President, of the Medical and Dental Consultants Association of Nigeria, (MDCAN ), Dr Victor Makanjuola, has called for a quick, meaningful and sustainable intervention to save medical education in Nigeria.
He stated that the general standard of tertiary education in Nigeria is at a crossroads, particularly with the crises in the education sector, adding that the challenges seem quite daunting when weighed against the background of unrestricted emigration of medical teachers in search of greener pastures.
Speaking at the 2022 medical education summit, Makanjuola lamented that the already precarious situation has been made worse by an unpredictable academic calendar, as a result of the incessant industrial actions by multiple university unions, outdated academic curricula and perennial underfunding of the universities and medical colleges.
He noted that the difficulties associated with accessing research grants domiciled within the medical colleges have added to the list of the setbacks faced by medical and other tertiary education in Nigeria, stressing that deliberate innovative approaches from a wide range of stakeholders are required to make any meaningful and sustainable intervention to save medical education in Nigeria.
He said: “With this 2022 medical education summit, MDCAN seeks to contribute its quota in the search for answers to this key national challenge. As an association, MDCAN, therefore, sees an urgent need to rethink the underpinning principles and philosophies that drive medical education in Nigeria.
“There are critical questions we must provide answers to concerning medical education in our country. Is the current curriculum at pace with the modern reality”.
In his presentation, a consultant in Renal Medicine with the Salford Royal University Hospital Manchester, United Kingdom, Prof. Ibinaries Erekosima, said that medical education has thrived in Nigeria over the past several decades and that the number of medical schools has increased from 1 in 1948 to 62 in August 2021-NUC.
He however stated that the poor doctor-patient ratio is regrettable when compared to the ratio of doctors to patients in India (1:2,083) and in the United States (1:500).
He said: “This is cataclysmic, given the fact that currently, contrary to the recommendations of the World Health Organization (WHO) of a ratio of one doctor to 1000 patients, Nigeria has a ratio of one doctor to 1:4,255 patients. In 2018 the estimated total number of 47,2119 following population ratio is 1:250,000.

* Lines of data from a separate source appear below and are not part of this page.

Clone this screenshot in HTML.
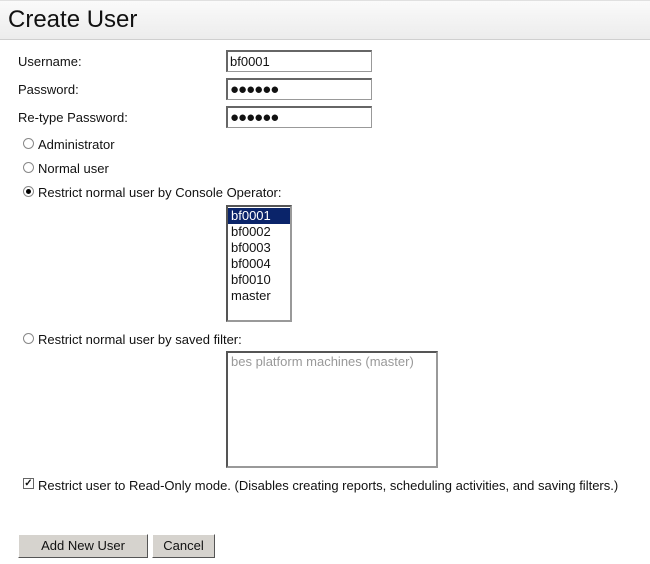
<!DOCTYPE html>
<html><head><style>
body{margin:0;width:650px;height:564px;background:#fff;font-family:"Liberation Sans",Arial,sans-serif;font-size:13px;color:#111;position:relative;overflow:hidden}
.a{position:absolute;white-space:nowrap}
.hdr{position:absolute;left:0;top:0;width:650px;height:38px;background:linear-gradient(#fafafa,#ececec);border-bottom:1px solid #cfcfcf;border-top:1px solid #e0e0e0}
.hdr span{position:absolute;left:8px;top:5px;font-size:24px;color:#111}
.inp{position:absolute;left:226px;width:141px;height:19px;border:1px solid #999;border-top:2px solid #666;border-left:2px solid #666;background:#fff;font-size:13px;line-height:19px;padding-left:2px;box-sizing:content-box}
.dots{font-size:15px;letter-spacing:-1px;font-weight:bold}
.radio{position:absolute;left:23px;width:9px;height:9px;border-radius:50%;border:1px solid #888;background:#fff}
.radio.on:after{content:"";position:absolute;left:2px;top:2px;width:5px;height:5px;border-radius:50%;background:#000}
.list{position:absolute;border:2px solid #999;border-top-color:#555;border-left-color:#555;background:#fff;box-sizing:border-box}
.list div{height:16px;line-height:16px;padding-left:3px;font-size:13px}
.btn{position:absolute;top:534px;height:24px;background:#d6d3ce;border:1px solid #fff;border-right-color:#555;border-bottom-color:#555;box-sizing:border-box;text-align:center;line-height:22px;font-size:13px}
</style></head><body>
<div class="hdr"><span>Create User</span></div>
<div class="a" style="left:18px;top:54px">Username:</div>
<div class="a" style="left:18px;top:82px">Password:</div>
<div class="a" style="left:18px;top:110px">Re-type Password:</div>
<div class="inp" style="top:50px">bf0001</div>
<div class="inp dots" style="top:78px">●●●●●●</div>
<div class="inp dots" style="top:106px">●●●●●●</div>
<div class="radio" style="top:138px"></div><div class="a" style="left:38px;top:137px">Administrator</div>
<div class="radio" style="top:162px"></div><div class="a" style="left:38px;top:161px">Normal user</div>
<div class="radio on" style="top:186px"></div><div class="a" style="left:38px;top:185px">Restrict normal user by Console Operator:</div>
<div class="list" style="left:226px;top:205px;width:66px;height:117px">
<div style="background:#0a246a;color:#fff;margin-top:1px">bf0001</div><div>bf0002</div><div>bf0003</div><div>bf0004</div><div>bf0010</div><div>master</div></div>
<div class="radio" style="top:333px"></div><div class="a" style="left:38px;top:332px">Restrict normal user by saved filter:</div>
<div class="list" style="left:226px;top:351px;width:212px;height:117px;color:#999"><div style="margin-top:1px">bes platform machines (master)</div></div>
<div class="a" style="left:23px;top:478px;width:9px;height:9px;border:1px solid #666;background:#fff;font-size:10px;line-height:9px;text-align:center;font-weight:bold">✓</div>
<div class="a" style="left:38px;top:478px">Restrict user to Read-Only mode. (Disables creating reports, scheduling activities, and saving filters.)</div>
<div class="btn" style="left:18px;width:130px">Add New User</div>
<div class="btn" style="left:152px;width:63px">Cancel</div>
</body></html>
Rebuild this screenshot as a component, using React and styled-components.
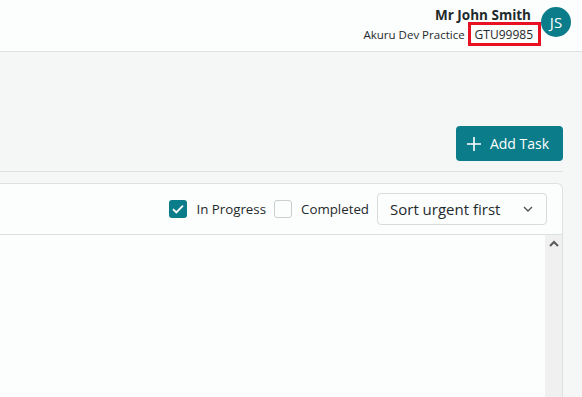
import styled, { createGlobalStyle } from "styled-components"

const GlobalStyle = createGlobalStyle`
    html, body {
        margin: 0;
        padding: 0;
        background: #f5f6f6;
        font-family: 'Open Sans', 'Noto Sans', sans-serif;
        color: #1f2a2c;
    }
    * { box-sizing: border-box; }
`

export default function App() {
    return (
        <>
            <GlobalStyle />
            <Pagina>
                <Header>
                    <Usuario>
                        <Nome>Mr John Smith</Nome>
                        <Pratica>
                            Akuru Dev Practice
                            <Codigo>GTU99985</Codigo>
                        </Pratica>
                    </Usuario>
                    <Avatar>JS</Avatar>
                </Header>
                <Conteudo>
                    <Acoes>
                        <BotaoAdicionar>
                            <svg width="16" height="16" viewBox="0 0 16 16">
                                <path d="M8 1v14M1 8h14" stroke="#fff" strokeWidth="1.6" />
                            </svg>
                            Add Task
                        </BotaoAdicionar>
                    </Acoes>
                    <Divisor />
                    <Cartao>
                        <Filtros>
                            <Opcao>
                                <Caixa $marcado>
                                    <svg width="12" height="10" viewBox="0 0 12 10">
                                        <path d="M1 5.2l3.3 3.2L11 1.6" stroke="#fff" strokeWidth="1.8" fill="none" />
                                    </svg>
                                </Caixa>
                                In Progress
                            </Opcao>
                            <Opcao>
                                <Caixa />
                                Completed
                            </Opcao>
                            <Selecao>
                                Sort urgent first
                                <svg width="10" height="6" viewBox="0 0 10 6">
                                    <path d="M1 1l4 4 4-4" stroke="#555" strokeWidth="1.4" fill="none" />
                                </svg>
                            </Selecao>
                        </Filtros>
                        <Corpo>
                            <Lista />
                            <BarraRolagem>
                                <svg width="10" height="7" viewBox="0 0 10 7">
                                    <path d="M1 6l4-4 4 4" stroke="#5a5a5a" strokeWidth="2" fill="none" />
                                </svg>
                            </BarraRolagem>
                        </Corpo>
                    </Cartao>
                </Conteudo>
            </Pagina>
        </>
    )
}

const Pagina = styled.div`
    width: 582px;
    height: 397px;
    overflow: hidden;
    display: flex;
    flex-direction: column;
`

const Header = styled.div`
    height: 52px;
    flex-shrink: 0;
    background: #fcfdfd;
    border-bottom: 1px solid #dde1e1;
    display: flex;
    justify-content: flex-end;
    align-items: flex-start;
    padding: 7px 11px 0 0;
    gap: 10px;
`

const Usuario = styled.div`
    display: flex;
    flex-direction: column;
    align-items: flex-end;
    padding-top: 1px;
`

const Nome = styled.div`
    font-size: 13.5px;
    font-weight: 700;
    line-height: 14px;
    color: #1f2a2c;
`

const Pratica = styled.div`
    display: flex;
    align-items: center;
    gap: 3px;
    font-size: 11.5px;
    line-height: 15px;
    color: #1f2a2c;
`

const Codigo = styled.span`
    font-size: 12px;
    border: 3px solid #e81123;
    padding: 2px 5px 1px 4px;
    margin-right: -10px;
    position: relative;
    z-index: 1;
`

const Avatar = styled.div`
    width: 30px;
    height: 30px;
    border-radius: 50%;
    background: #0b7c89;
    color: #fff;
    font-size: 15px;
    display: flex;
    align-items: center;
    justify-content: center;
`

const Conteudo = styled.div`
    flex: 1;
    display: flex;
    flex-direction: column;
    padding-right: 19px;
`

const Acoes = styled.div`
    display: flex;
    justify-content: flex-end;
    padding-top: 74px;
`

const BotaoAdicionar = styled.button`
    height: 35px;
    width: 107px;
    background: #0b7c89;
    color: #fff;
    border: none;
    border-radius: 4px;
    font-family: 'Open Sans', 'Noto Sans', sans-serif;
    font-size: 14px;
    display: flex;
    align-items: center;
    justify-content: center;
    gap: 8px;
    padding: 0 10px 0 6px;
`

const Divisor = styled.div`
    height: 1px;
    background: #dde1e1;
    margin-top: 10px;
`

const Cartao = styled.div`
    margin-top: 11px;
    margin-bottom: -2px;
    flex: 1;
    background: #fcfdfd;
    border: 1px solid #dde1e1;
    border-left: none;
    border-bottom: none;
    border-radius: 0 6px 0 0;
    display: flex;
    flex-direction: column;
`

const Filtros = styled.div`
    height: 51px;
    flex-shrink: 0;
    border-bottom: 1px solid #dde1e1;
    display: flex;
    justify-content: flex-end;
    align-items: center;
    padding-right: 15px;
    gap: 8px;
`

const Opcao = styled.label`
    display: flex;
    align-items: center;
    gap: 9px;
    font-size: 13.3px;
    color: #1f2a2c;
`

const Caixa = styled.span`
    width: 18px;
    height: 18px;
    border-radius: 3px;
    background: ${p => (p.$marcado ? "#0b7c89" : "#fcfdfd")};
    border: ${p => (p.$marcado ? "none" : "1.5px solid #c9cece")};
    display: flex;
    align-items: center;
    justify-content: center;
`

const Selecao = styled.div`
    width: 170px;
    height: 32px;
    border: 1px solid #d6dbdb;
    border-radius: 4px;
    background: #fcfdfd;
    display: flex;
    align-items: center;
    justify-content: space-between;
    padding: 0 13px 0 12px;
    font-size: 15px;
    color: #1f2a2c;
`

const Corpo = styled.div`
    flex: 1;
    display: flex;
`

const Lista = styled.div`
    flex: 1;
    background: #fcfdfd;
`

const BarraRolagem = styled.div`
    width: 17px;
    background: #f0f0f0;
    display: flex;
    justify-content: center;
    padding-top: 5px;
`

Significant changes have taken place in undergraduate medical education worldwide and this poses great challenges to policymakers, medical schools and teachers on the training of tomorrow’s doctors”.
Erekosima disclosed that it is estimated that at least 2,000 medical doctors leave Nigeria yearly and no fewer than 5,407 Nigerian-trained doctors are currently working in the United Kingdom.
“This means that Nigeria medics constitute 3.9% of the 137,000 foreign staff of 202 nationalities working alongside British doctors and nurses. It is estimated that it costs N750, 000 to train a consultant at the colleges in Nigeria compared to the USA where it currently costs $ 1.1 million to train a medical student.
“This saves Nigeria billions of naira and foreign exchange. There is increasing concern about the quality of undergraduate medical students’ training and the reduction of the level of knowledge, skill as well as professional conduct of a sizable percentage due to multiple factors such as lack of stakeholders engagement and collaboration, funding, poor supervision from trainers, lack of focus, diligence and difference in medical students.